What type of representations are being used internally in these models ? We've got token embeddings going in, and it seems like some type of semantic embeddings internally perhaps, but exactly what ? OTOH it's outputting words (tokens) with only a linear layer between the last transformer block and the softmax, so what does that say about the representations at that last transformer block ?

jayalammar|2 years ago

This is a field I find fascinating. It's generally the research field of Machine Learning Interpretability. The BlackboxNLP workshop is one of the main places for investigating this and is a very popular academic workshop https://blackboxnlp.github.io/

One of the most interesting presentations in the last session of the workshop is this talk by David Bau titled "Direct Model Editing and Mechanistic Interpretability". David and his team locate exact information in the model, and edit it. So for example they edit the location of the Eiffel Tower to be in Rome. So whenever the model generates anything involving location (e.g., the view from the top of the tower), it actually describes Rome

Talk: https://www.youtube.com/watch?v=I1ELSZNFeHc

Paper: https://rome.baulab.info/

Follow-up work: https://memit.baulab.info/

There is also work on "Probing" the representation vectors inside the model and investigating what information is encoded at the various layers. One early Transformer Explainability paper (BERT Rediscovers the Classical NLP Pipeline https://arxiv.org/abs/1905.05950) found that "the model represents the steps of the traditional NLP pipeline in an interpretable and localizable way: POS tagging, parsing, NER, semantic roles, then coreference". Meaning that the representations in the earlier layers encode things like whether a token is a verb or noun, and later layers encode other, higher-level information. I've made an intro to these probing methods here: https://www.youtube.com/watch?v=HJn-OTNLnoE

A lot of applied work doesn't require interpretability and explainability at the moment, but I suspect the interest will continue to increase.

famouswaffles|2 years ago

No one can tell you much about that. Interpretability is still very poor.

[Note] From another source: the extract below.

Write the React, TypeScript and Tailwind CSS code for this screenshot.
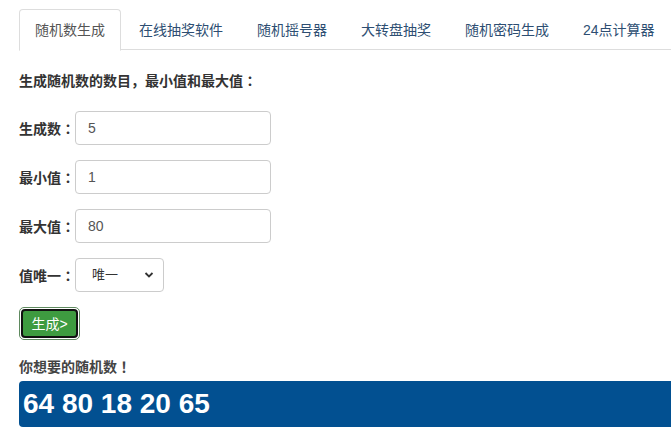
import React from "react";

const tabs = ["随机数生成", "在线抽奖软件", "随机摇号器", "大转盘抽奖", "随机密码生成", "24点计算器"];

function Colon() {
  return <span className="font-['Noto_Sans_CJK_JP',sans-serif]">：</span>;
}

function Row({ label, value }: { label: string; value: string }) {
  return (
    <div className="flex items-center h-[34px] mb-[15px]">
      <label className="w-[56px] text-[14px] font-bold text-[#333] leading-[20px] whitespace-nowrap">
        {label}
        <Colon />
      </label>
      <input
        readOnly
        value={value}
        className="w-[196px] h-[34px] border border-[#ccc] rounded-[4px] px-[12px] text-[14px] text-[#555] outline-none bg-white"
      />
    </div>
  );
}

export default function App() {
  return (
    <div className="w-[671px] h-[432px] overflow-hidden bg-white pl-[19px] pt-[9px] [text-spacing-trim:space-all] font-['Liberation_Sans','Noto_Sans_CJK_SC',Arial,sans-serif]">
      <ul className="flex border-b border-[#ddd] h-[41px]">
        {tabs.map((t, i) => (
          <li key={t} className="mr-[2px] -mb-px">
            <div
              className={
                i === 0
                  ? "h-[42px] px-[15px] py-[10px] border border-[#ddd] border-b-white bg-white rounded-t-[4px] text-[14px] leading-[20px] text-[#555] whitespace-nowrap"
                  : "h-[42px] px-[15px] py-[10px] border border-transparent text-[14px] leading-[20px] text-[#2d4e72] whitespace-nowrap"
              }
            >
              {t}
            </div>
          </li>
        ))}
      </ul>
      <div className="mt-[20px] text-[14px] font-bold text-[#333] leading-[20px] whitespace-nowrap">
        生成随机数的数目<span className="font-['Noto_Sans_CJK_JP',sans-serif]">，</span>最小值和最大值
        <Colon />
      </div>
      <div className="mt-[20px]">
        <Row label="生成数" value="5" />
        <Row label="最小值" value="1" />
        <Row label="最大值" value="80" />
        <div className="flex items-center h-[34px] mb-[15px]">
          <label className="w-[56px] text-[14px] font-bold text-[#333] leading-[20px] whitespace-nowrap">
            值唯一
            <Colon />
          </label>
          <div className="relative w-[89px] h-[34px]">
            <select
              className="appearance-none w-full h-full border border-[#ccc] rounded-[4px] pl-[16px] text-[13px] text-[#333] bg-white outline-none"
              defaultValue="1"
            >
              <option value="1">唯一</option>
              <option value="0">不唯一</option>
            </select>
            <svg className="absolute right-[10px] top-[13px] pointer-events-none" width="10" height="8" viewBox="0 0 10 8">
              <path d="M1.5 2 L5 5.5 L8.5 2" fill="none" stroke="#333" strokeWidth="1.8" />
            </svg>
          </div>
        </div>
      </div>
      <div className="w-[61px] h-[33px] rounded-[5px] border border-[#5f8a5f] p-px">
        <button className="w-full h-full rounded-[4px] border-2 border-[#111] bg-[#3e9b40] text-white text-[14px] leading-[20px]">
          生成&gt;
        </button>
      </div>
      <div className="mt-[16px] text-[14px] font-bold text-[#444] leading-[20px] whitespace-nowrap">
        你想要的随机数<span className="font-['Noto_Sans_CJK_JP',sans-serif]">！</span>
      </div>
      <div className="mt-[4px] h-[46px] bg-[#025091] rounded-l-[4px] pl-[4px] flex items-center">
        <span className="text-white font-bold text-[28px] leading-none font-['Liberation_Sans',Arial,sans-serif]">
          64 80 18 20 65
        </span>
      </div>
    </div>
  );
}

You don't know what they learn beforehand (else deep learning wouldn't be necessary) so you have to try and figure it out afterwards.

But artificial parameters aren't beholden to any sort of "explainabilty rule". No guarantee anything is wired in a way for humans to comprehend. And even if it was, you're looking at hundreds of billions of parameters potentially.

uoaei|2 years ago

> not at the mechanistic level of the architecture, but in terms of what they learn (some type of world model ? details, not hand waving!)

https://imgs.xkcd.com/comics/tasks.png

coolandsmartrr|2 years ago

Hi Jay,

I really loved your [explainer on AI Art](https://www.youtube.com/watch?v=MXmacOUJUaw), and I've already added more of your videos and articles on my watch-later read-later lists! Can't wait to spend more time with them this weekend.

Thank you for creating such wonderful resources!

jwilber|2 years ago

Love these.

I’ve also made some visual explanations for ml for Amazon, available at https://mlu-explain.github.io/

Big fan of your early work, Jay, a big inspiration for me!

jayalammar|2 years ago

That's beautiful! Hope you're getting to do more of these!

axpy906|2 years ago

You sir get an up vote for simply being Jay on HN. Thank you for all you do.

abrinz|2 years ago

Nice work!

Minor nitpick: The intercom button obscures the topic expansion button for the final appendix in the nav menu. Maybe move intercom to the bottom right instead?

stclaus|2 years ago

Looks great, thanks! It would be useful to add chapters indicators / links to jump directly to a specific news in the audio

sva_|2 years ago

Interesting, just yesterday I was googling something about transformers and had arrived on your page.

senttoschool|2 years ago

Looks great. Thank you.

40fishes|2 years ago

Looks really helpful. Joined the community as well.